Problem to solve - Return the number of lines that contain the word "index", and return nothing else.

Supplied data -
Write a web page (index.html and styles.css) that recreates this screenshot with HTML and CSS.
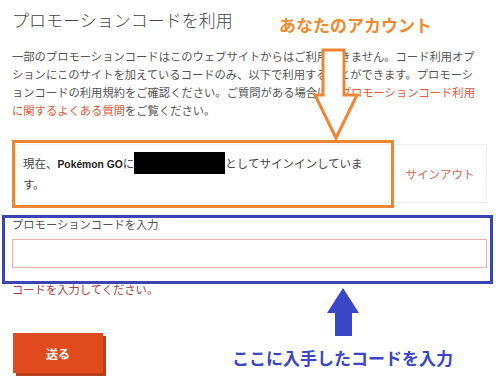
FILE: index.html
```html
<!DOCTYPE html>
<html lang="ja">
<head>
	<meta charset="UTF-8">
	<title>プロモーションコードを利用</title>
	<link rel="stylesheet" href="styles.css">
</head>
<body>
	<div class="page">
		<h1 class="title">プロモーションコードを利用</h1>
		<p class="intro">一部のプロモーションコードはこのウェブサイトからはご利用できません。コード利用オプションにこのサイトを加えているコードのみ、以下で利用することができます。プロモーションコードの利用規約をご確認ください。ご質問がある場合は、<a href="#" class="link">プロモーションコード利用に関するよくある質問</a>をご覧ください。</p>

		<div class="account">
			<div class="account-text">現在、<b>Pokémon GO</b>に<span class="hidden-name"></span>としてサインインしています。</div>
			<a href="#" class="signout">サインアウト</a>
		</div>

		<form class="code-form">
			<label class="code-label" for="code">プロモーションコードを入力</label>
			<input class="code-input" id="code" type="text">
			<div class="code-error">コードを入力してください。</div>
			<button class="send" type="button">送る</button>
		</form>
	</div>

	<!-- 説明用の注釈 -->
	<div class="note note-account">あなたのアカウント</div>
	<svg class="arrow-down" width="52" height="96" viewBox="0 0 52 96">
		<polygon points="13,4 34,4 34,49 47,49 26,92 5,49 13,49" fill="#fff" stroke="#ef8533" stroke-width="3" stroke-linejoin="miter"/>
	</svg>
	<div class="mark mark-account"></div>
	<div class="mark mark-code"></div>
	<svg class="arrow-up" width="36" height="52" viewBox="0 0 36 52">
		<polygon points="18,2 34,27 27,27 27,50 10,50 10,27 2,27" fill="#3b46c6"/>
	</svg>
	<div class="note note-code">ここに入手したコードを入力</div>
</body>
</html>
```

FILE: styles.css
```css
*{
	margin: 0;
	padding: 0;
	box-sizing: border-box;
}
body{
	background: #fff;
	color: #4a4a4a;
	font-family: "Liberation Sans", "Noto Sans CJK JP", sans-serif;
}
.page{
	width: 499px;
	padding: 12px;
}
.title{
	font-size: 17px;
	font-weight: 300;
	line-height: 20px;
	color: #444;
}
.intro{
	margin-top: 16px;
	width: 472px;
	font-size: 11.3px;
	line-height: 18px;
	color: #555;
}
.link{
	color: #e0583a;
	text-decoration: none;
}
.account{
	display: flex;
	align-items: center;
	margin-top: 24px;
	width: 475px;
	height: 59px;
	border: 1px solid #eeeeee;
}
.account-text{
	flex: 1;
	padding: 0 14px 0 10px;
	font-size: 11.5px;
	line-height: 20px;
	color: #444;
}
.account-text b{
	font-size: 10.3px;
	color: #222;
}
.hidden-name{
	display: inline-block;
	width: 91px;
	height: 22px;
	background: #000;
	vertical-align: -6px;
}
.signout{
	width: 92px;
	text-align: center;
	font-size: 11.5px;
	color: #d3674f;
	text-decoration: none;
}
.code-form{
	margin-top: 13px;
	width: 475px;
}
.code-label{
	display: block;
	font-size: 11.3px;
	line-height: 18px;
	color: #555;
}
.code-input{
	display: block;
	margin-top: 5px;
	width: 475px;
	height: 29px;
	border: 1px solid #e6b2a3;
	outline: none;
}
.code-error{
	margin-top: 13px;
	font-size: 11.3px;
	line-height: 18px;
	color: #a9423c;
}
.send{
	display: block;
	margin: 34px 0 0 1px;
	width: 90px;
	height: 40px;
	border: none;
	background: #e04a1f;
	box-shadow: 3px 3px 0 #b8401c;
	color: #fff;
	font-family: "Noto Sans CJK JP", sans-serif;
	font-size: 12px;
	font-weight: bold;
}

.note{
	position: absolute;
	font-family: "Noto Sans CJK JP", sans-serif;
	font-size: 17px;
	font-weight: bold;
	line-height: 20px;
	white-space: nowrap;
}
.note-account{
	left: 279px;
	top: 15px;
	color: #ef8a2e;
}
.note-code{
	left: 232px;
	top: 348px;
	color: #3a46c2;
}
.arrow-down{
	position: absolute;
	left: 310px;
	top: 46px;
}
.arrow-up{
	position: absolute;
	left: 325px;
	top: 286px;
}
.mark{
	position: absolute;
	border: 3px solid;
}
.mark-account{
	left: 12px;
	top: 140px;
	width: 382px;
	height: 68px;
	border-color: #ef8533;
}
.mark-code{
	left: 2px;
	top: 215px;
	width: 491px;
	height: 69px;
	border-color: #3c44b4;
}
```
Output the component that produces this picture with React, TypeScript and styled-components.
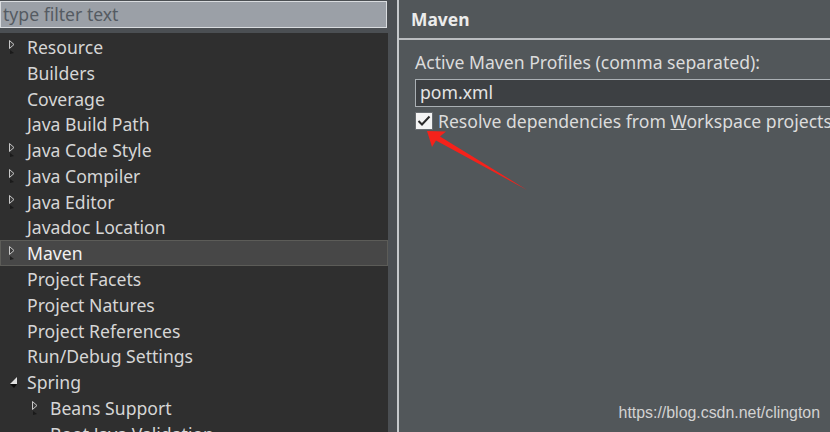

Solution - 2